**EXERCISE REQUIREMENTS**
Skip all pictures, then print the remaining material exactly.

**DATA LINES**
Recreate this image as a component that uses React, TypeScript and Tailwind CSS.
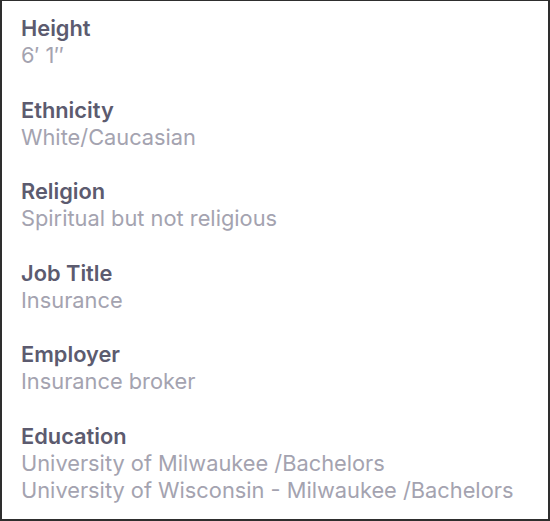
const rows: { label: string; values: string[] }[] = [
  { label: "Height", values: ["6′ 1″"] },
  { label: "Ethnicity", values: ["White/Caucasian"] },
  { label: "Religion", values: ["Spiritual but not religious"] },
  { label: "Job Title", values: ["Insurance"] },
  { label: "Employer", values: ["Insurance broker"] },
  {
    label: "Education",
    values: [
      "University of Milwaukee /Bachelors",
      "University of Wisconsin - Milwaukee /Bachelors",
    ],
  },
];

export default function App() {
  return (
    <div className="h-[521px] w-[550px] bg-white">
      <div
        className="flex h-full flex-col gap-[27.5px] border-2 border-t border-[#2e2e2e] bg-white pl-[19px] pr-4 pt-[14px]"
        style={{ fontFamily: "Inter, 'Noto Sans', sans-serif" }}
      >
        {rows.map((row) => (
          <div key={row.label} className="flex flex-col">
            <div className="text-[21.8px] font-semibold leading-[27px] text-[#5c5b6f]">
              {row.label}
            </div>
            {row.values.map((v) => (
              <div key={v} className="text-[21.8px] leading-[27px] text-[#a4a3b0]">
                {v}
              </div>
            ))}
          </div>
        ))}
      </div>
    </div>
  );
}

**SOLUTION FOR THIS PROBLEM**
Recreate this image as a component that uses React, TypeScript and Tailwind CSS.
const rows: { label: string; values: string[] }[] = [
  { label: "Height", values: ["6′ 1″"] },
  { label: "Ethnicity", values: ["White/Caucasian"] },
  { label: "Religion", values: ["Spiritual but not religious"] },
  { label: "Job Title", values: ["Insurance"] },
  { label: "Employer", values: ["Insurance broker"] },
  {
    label: "Education",
    values: [
      "University of Milwaukee /Bachelors",
      "University of Wisconsin - Milwaukee /Bachelors",
    ],
  },
];

export default function App() {
  return (
    <div className="h-[521px] w-[550px] bg-white">
      <div
        className="flex h-full flex-col gap-[27.5px] border-2 border-t border-[#2e2e2e] bg-white pl-[19px] pr-4 pt-[14px]"
        style={{ fontFamily: "Inter, 'Noto Sans', sans-serif" }}
      >
        {rows.map((row) => (
          <div key={row.label} className="flex flex-col">
            <div className="text-[21.8px] font-semibold leading-[27px] text-[#5c5b6f]">
              {row.label}
            </div>
            {row.values.map((v) => (
              <div key={v} className="text-[21.8px] leading-[27px] text-[#a4a3b0]">
                {v}
              </div>
            ))}
          </div>
        ))}
      </div>
    </div>
  );
}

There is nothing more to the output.